● Required work
Print the lines starting at the line containing "Write a component" and ending at the line containing "import React from 'react';", exactly and in full, without the pictures.

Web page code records
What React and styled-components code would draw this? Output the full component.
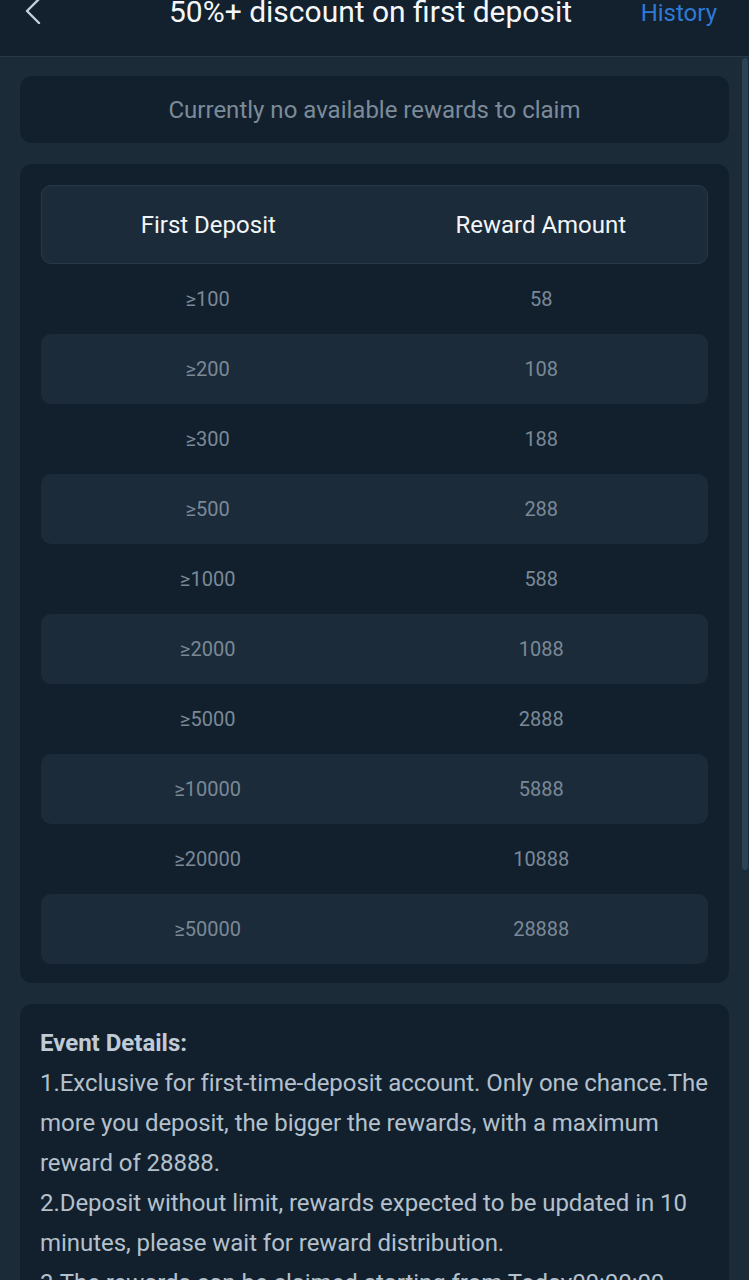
import React from "react";
import styled, { createGlobalStyle } from "styled-components";

const GlobalStyle = createGlobalStyle`
  html, body {
    margin: 0;
    padding: 0;
    background: #1c2b38;
  }
  body {
    font-family: Roboto, "Noto Sans", "Liberation Sans", sans-serif;
    -webkit-font-smoothing: antialiased;
  }
`;

const tiers = [
  ["≥100", "58"],
  ["≥200", "108"],
  ["≥300", "188"],
  ["≥500", "288"],
  ["≥1000", "588"],
  ["≥2000", "1088"],
  ["≥5000", "2888"],
  ["≥10000", "5888"],
  ["≥20000", "10888"],
  ["≥50000", "28888"],
];

const details = [
  "1.Exclusive for first-time-deposit account. Only one chance.The more you deposit, the bigger the rewards, with a maximum reward of 28888.",
  "2.Deposit without limit, rewards expected to be updated in 10 minutes, please wait for reward distribution.",
  "3.The rewards can be claimed starting from Today00:00:00",
];

const App = () => {
  return (
    <Page>
      <GlobalStyle />
      <Header>
        <BackButton>
          <svg width="18" height="26" viewBox="0 0 18 26" fill="none">
            <path d="M15 1 L3 13 L15 25" stroke="#c3cfdb" strokeWidth="2.4" strokeLinecap="round" strokeLinejoin="round" />
          </svg>
        </BackButton>
        <Title>50%+ discount on first deposit</Title>
        <HistoryLink>History</HistoryLink>
      </Header>
      <Content>
        <NoticeCard>Currently no available rewards to claim</NoticeCard>
        <TableCard>
          <HeadRow>
            <HeadCell>First Deposit</HeadCell>
            <HeadCell>Reward Amount</HeadCell>
          </HeadRow>
          {tiers.map(([deposit, reward], i) => (
            <Row key={deposit} $striped={i % 2 === 1}>
              <Cell>{deposit}</Cell>
              <Cell>{reward}</Cell>
            </Row>
          ))}
        </TableCard>
        <DetailsCard>
          <DetailsTitle>Event Details:</DetailsTitle>
          {details.map((line) => (
            <DetailsLine key={line}>{line}</DetailsLine>
          ))}
        </DetailsCard>
      </Content>
      <Scrollbar />
    </Page>
  );
};

const Page = styled.div`
  position: relative;
  width: 749px;
  height: 1280px;
  overflow: hidden;
  background: #1c2b38;
`;

const Header = styled.header`
  display: grid;
  grid-template-columns: 1fr auto 1fr;
  align-items: start;
  height: 57px;
  background: #13202d;
  border-bottom: 1px solid #283a4a;
  box-sizing: border-box;
  padding: 0 32px 0 24px;
`;

const BackButton = styled.div`
  display: flex;
  align-items: flex-start;
  margin-top: -2px;
`;

const Title = styled.h1`
  margin: 0;
  font-size: 30px;
  line-height: 24px;
  font-weight: 400;
  color: #f4f7fa;
  white-space: nowrap;
`;

const HistoryLink = styled.span`
  justify-self: end;
  font-size: 24px;
  line-height: 26px;
  color: #2e7ad6;
`;

const Content = styled.main`
  display: flex;
  flex-direction: column;
  gap: 21px;
  padding: 19px 20px 0;
`;

const Card = styled.section`
  background: #12202e;
  border-radius: 12px;
`;

const NoticeCard = styled(Card)`
  height: 67px;
  display: flex;
  align-items: center;
  justify-content: center;
  font-size: 24px;
  color: #7c8b99;
`;

const TableCard = styled(Card)`
  padding: 21px 21px 19px;
  display: flex;
  flex-direction: column;
`;

const HeadRow = styled.div`
  display: grid;
  grid-template-columns: 1fr 1fr;
  align-items: center;
  height: 79px;
  box-sizing: border-box;
  background: #1c2b39;
  border: 1px solid #26394a;
  border-radius: 10px;
`;

const HeadCell = styled.div`
  text-align: center;
  font-size: 24px;
  color: #f2f5f8;
`;

const Row = styled.div`
  display: grid;
  grid-template-columns: 1fr 1fr;
  align-items: center;
  height: 70px;
  border-radius: 10px;
  background: ${(props) => (props.$striped ? "#1c2b39" : "transparent")};
`;

const Cell = styled.div`
  text-align: center;
  font-size: 20px;
  color: #7a8997;
`;

const DetailsCard = styled(Card)`
  padding: 19px 12px 20px 20px;
`;

const DetailsTitle = styled.div`
  font-size: 24px;
  line-height: 40px;
  font-weight: 700;
  color: #c0cbd6;
`;

const DetailsLine = styled.p`
  margin: 0;
  font-size: 24px;
  line-height: 40px;
  letter-spacing: -0.05px;
  color: #b4c0cc;
`;

const Scrollbar = styled.div`
  position: absolute;
  top: 58px;
  right: 1px;
  width: 6px;
  height: 812px;
  background: #2d4252;
  border-radius: 3px;
`;

export default App;
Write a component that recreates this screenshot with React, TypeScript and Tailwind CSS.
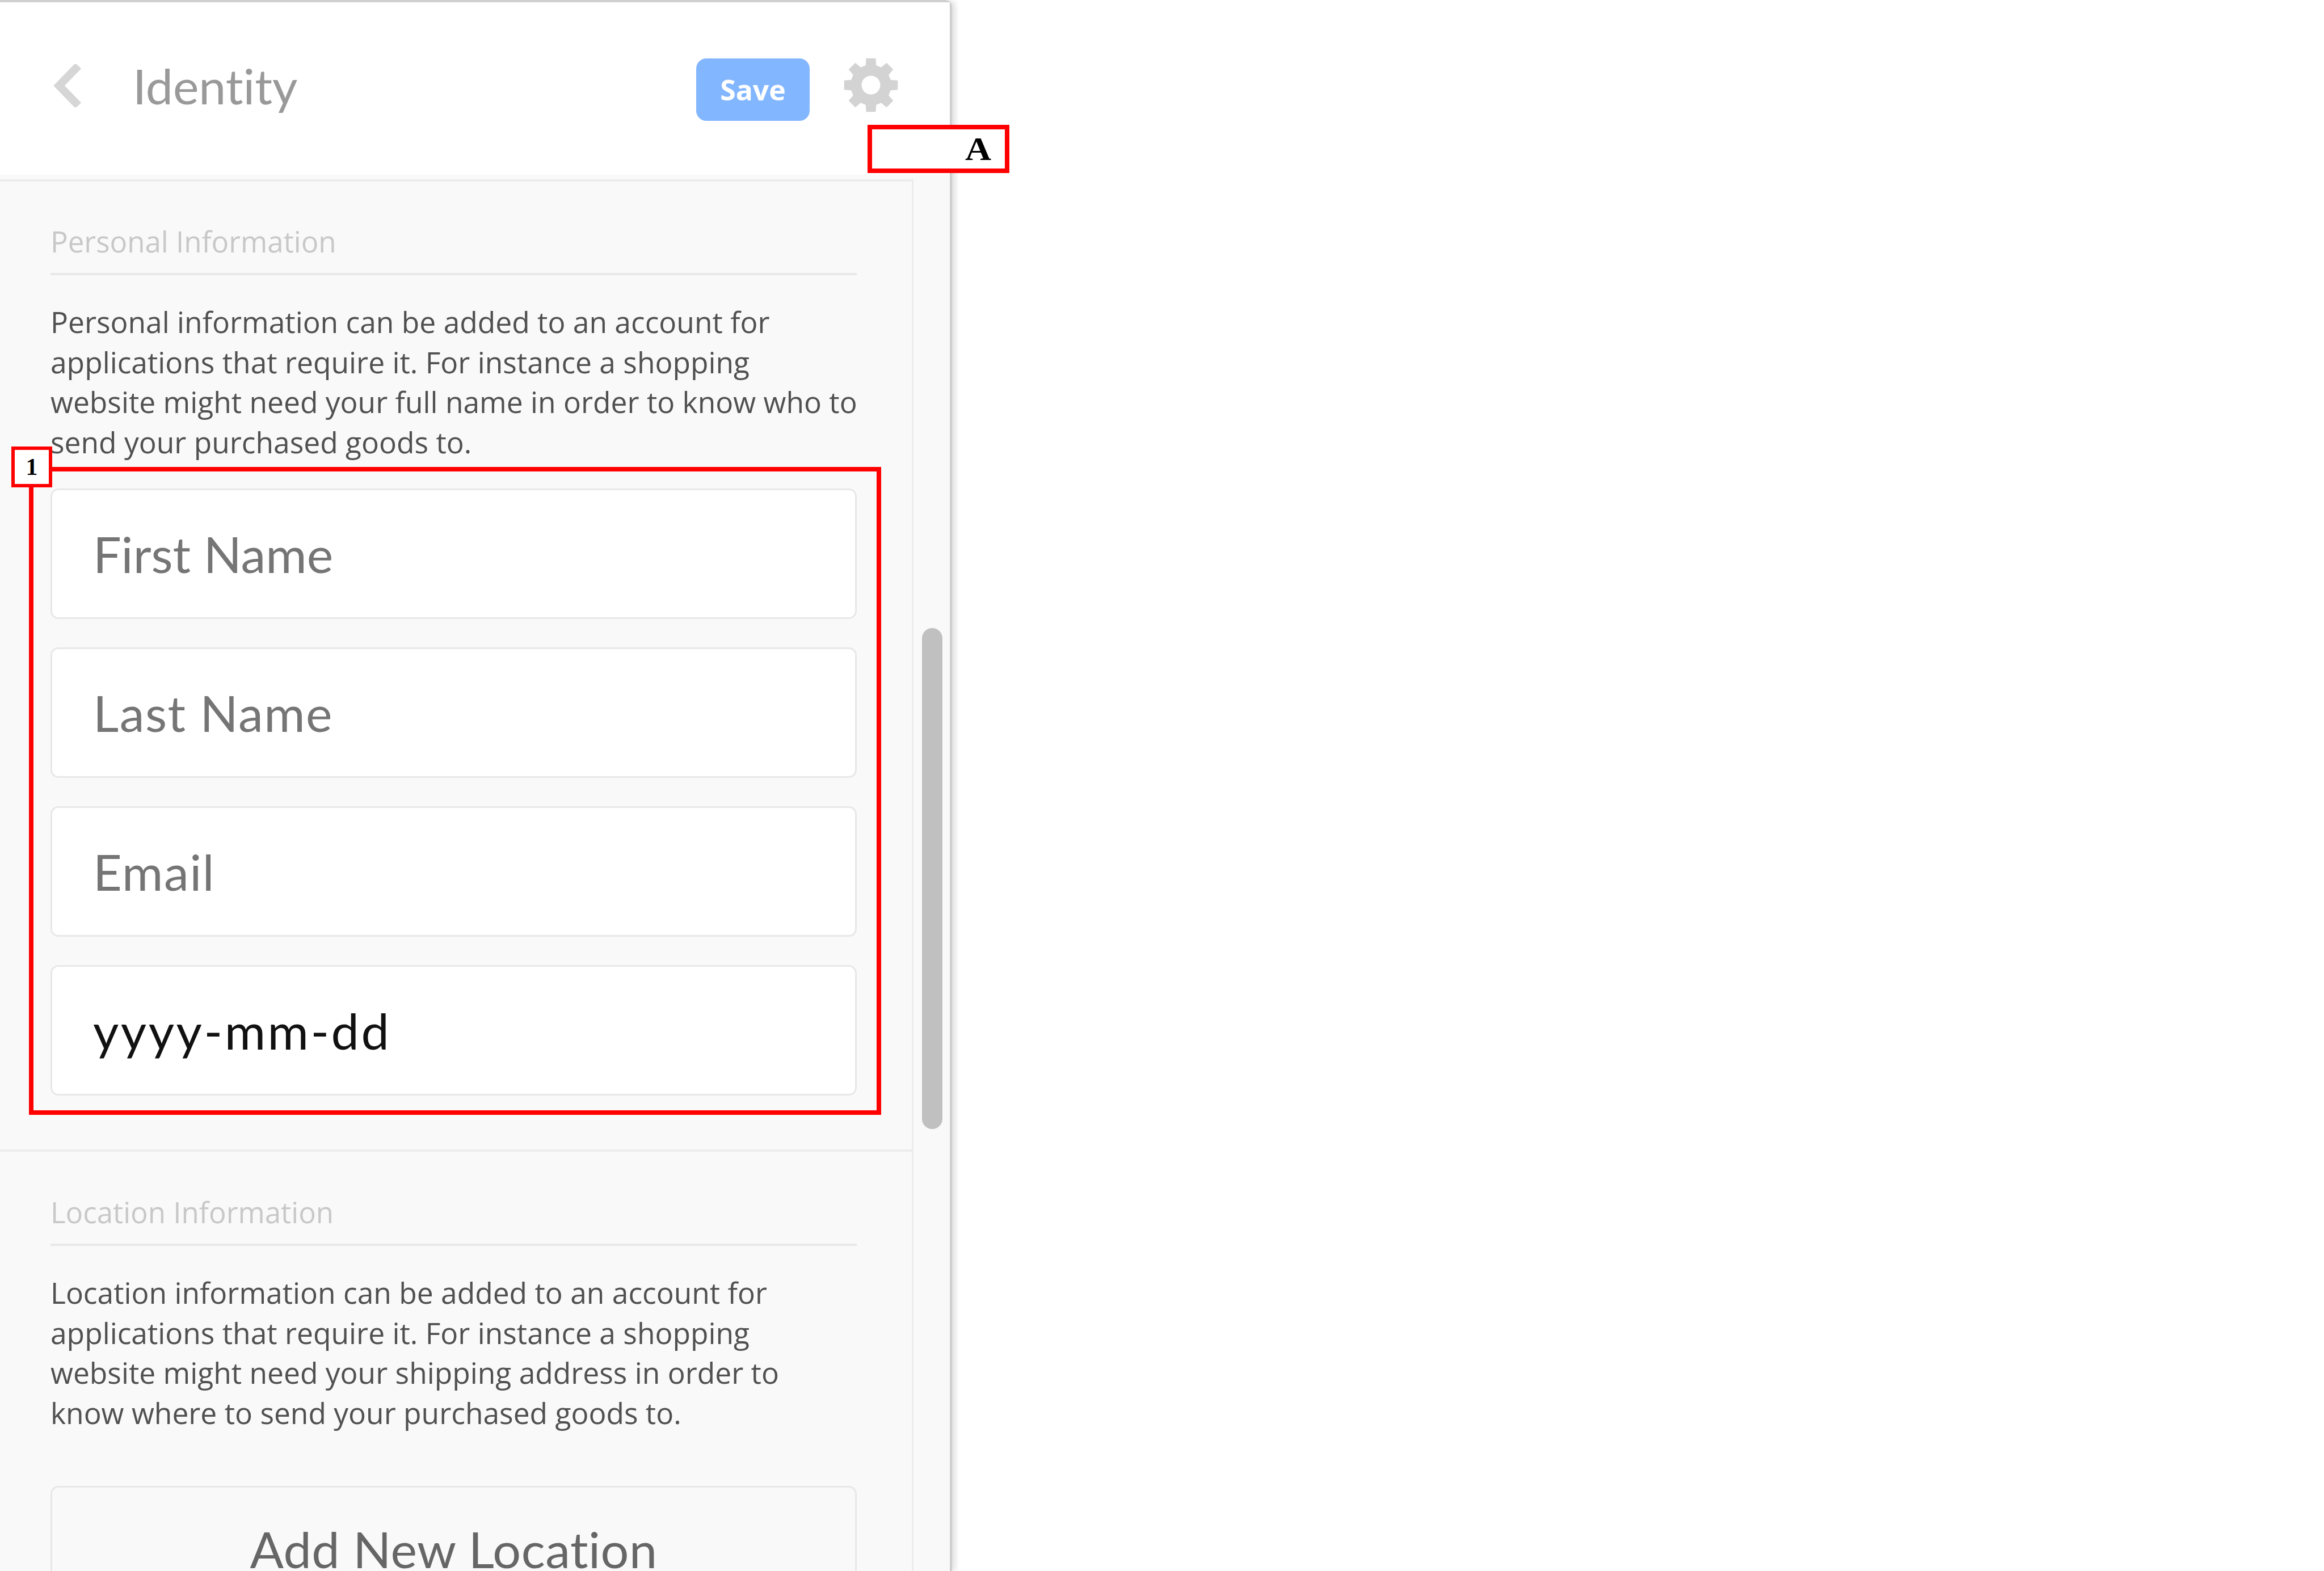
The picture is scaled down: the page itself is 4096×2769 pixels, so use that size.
import React from 'react';

const gearPath = () => {
  let d = '';
  for (let i = 0; i < 8; i++) {
    const a = i * 45 - 90;
    const pts: [number, number][] = [[a - 15, 36], [a - 10, 48], [a + 10, 48], [a + 15, 36]];
    pts.forEach(([deg, r], j) => {
      const rad = (deg * Math.PI) / 180;
      d += `${i === 0 && j === 0 ? 'M' : 'L'}${(r * Math.cos(rad)).toFixed(2)} ${(r * Math.sin(rad)).toFixed(2)} `;
    });
  }
  return d + 'Z M16.5 0 A16.5 16.5 0 1 0 -16.5 0 A16.5 16.5 0 1 0 16.5 0 Z';
};

const bodyText = "font-['Open_Sans',sans-serif] text-[51.5px] leading-[70.5px] text-[#505050]";
const headingText = "font-['Open_Sans',sans-serif] text-[51px] leading-[68px] text-[#c8c8c8]";
const inputClass =
  "flex h-[230px] items-center rounded-[14px] border-[3px] border-[#e8e8e8] bg-white pl-[72px] font-['Lato',sans-serif] text-[88px] [font-variant-ligatures:none]";

function SectionHeading({ children }: { children: string }) {
  return <div className={`${headingText} border-b-[4px] border-[#e8e8e8] pb-[22px]`}>{children}</div>;
}

export default function App() {
  return (
    <div className="relative h-[2769px] w-[4096px] overflow-hidden bg-white">
      <div className="flex h-full w-[1678px] flex-col rounded-tr-[12px] border-t-[4px] border-r-[4px] border-[#cfcfcf] shadow-[6px_0_10px_rgba(0,0,0,0.12)]">
        {/* header */}
        <div className="flex h-[304px] shrink-0 items-center bg-white">
          <svg className="mb-[10px] ml-[92px] h-[76px] w-[52px]" viewBox="0 0 52 76">
            <path d="M46 3 L12 38 L46 73" fill="none" stroke="#d6d6d6" strokeWidth="14" />
          </svg>
          <div className="mb-[10px] ml-[90px] font-['Lato',sans-serif] text-[86px] leading-none text-[#999999] [font-variant-ligatures:none]">Identity</div>
          <button className="ml-auto mt-[4px] flex h-[110px] w-[200px] items-center justify-center rounded-[18px] bg-[#82b6ff] font-['Open_Sans',sans-serif] text-[50px] font-bold text-white">
            Save
          </button>
          <svg className="mb-[12px] ml-[60px] mr-[91px] h-[96px] w-[96px]" viewBox="-48 -48 96 96">
            <path d={gearPath()} fill="#d3d3d3" fillRule="evenodd" />
          </svg>
        </div>

        <div className="flex min-h-0 flex-1 bg-[#f9f9f9]">
          <div className="mt-[8px] w-[1610px] shrink-0 border-t-[4px] border-r-[3px] border-[#ececec]">
            {/* personal */}
            <div className="border-b-[4px] border-[#ececec] pl-[89px] pr-[97px] pt-[71px] pb-[95px]">
              <SectionHeading>Personal Information</SectionHeading>
              <p className={`${bodyText} mt-[47px] whitespace-nowrap`}>
                Personal information can be added to an account for<br />
                applications that require it. For instance a shopping<br />
                website might need your full name in order to know who to<br />
                send your purchased goods to.
              </p>
              <div className="mt-[47px] flex flex-col gap-[50px]">
                <div className={`${inputClass} text-[#757575]`}>First Name</div>
                <div className={`${inputClass} tracking-[1.5px] text-[#757575]`}>Last Name</div>
                <div className={`${inputClass} tracking-[1.5px] text-[#757575]`}>Email</div>
                <div className={`${inputClass} tracking-[3.5px] text-[#111111]`}>yyyy-mm-dd</div>
              </div>
            </div>
            {/* location */}
            <div className="pl-[89px] pr-[97px] pt-[72px]">
              <SectionHeading>Location Information</SectionHeading>
              <p className={`${bodyText} mt-[47px] whitespace-nowrap`}>
                Location information can be added to an account for<br />
                applications that require it. For instance a shopping<br />
                website might need your shipping address in order to<br />
                know where to send your purchased goods to.
              </p>
              <div className="mt-[94px] flex h-[222px] items-center justify-center rounded-[14px] border-[3px] border-[#e8e8e8] font-['Lato',sans-serif] text-[88px] leading-[70px] tracking-[0.5px] text-[#666666]">
                Add New Location
              </div>
            </div>
          </div>
          {/* scrollbar */}
          <div className="flex-1 pl-[15px] pt-[799px]">
            <div className="h-[883px] w-[36px] rounded-full bg-[#c0c0c0]" />
          </div>
        </div>
      </div>

      {/* annotations */}
      <div className="absolute left-[1529px] top-[220px] flex h-[85px] w-[250px] items-center justify-end border-[8px] border-[#ff0000] bg-white pr-[26px]">
        <span className="inline-block scale-x-[1.1] font-['Liberation_Serif',serif] text-[58px] leading-none font-bold text-black">A</span>
      </div>
      <div className="absolute left-[51px] top-[823px] h-[1142px] w-[1502px] border-[8px] border-[#ff0000]" />
      <div className="absolute left-[20px] top-[787px] flex h-[72px] w-[72px] items-center justify-center border-[6px] border-[#ff0000] bg-white font-['Liberation_Serif',serif] text-[42px] font-bold text-black">
        1
      </div>
    </div>
  );
}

● Solution
Write a component that recreates this screenshot with React, TypeScript and Tailwind CSS.
The picture is scaled down: the page itself is 4096×2769 pixels, so use that size.
import React from 'react';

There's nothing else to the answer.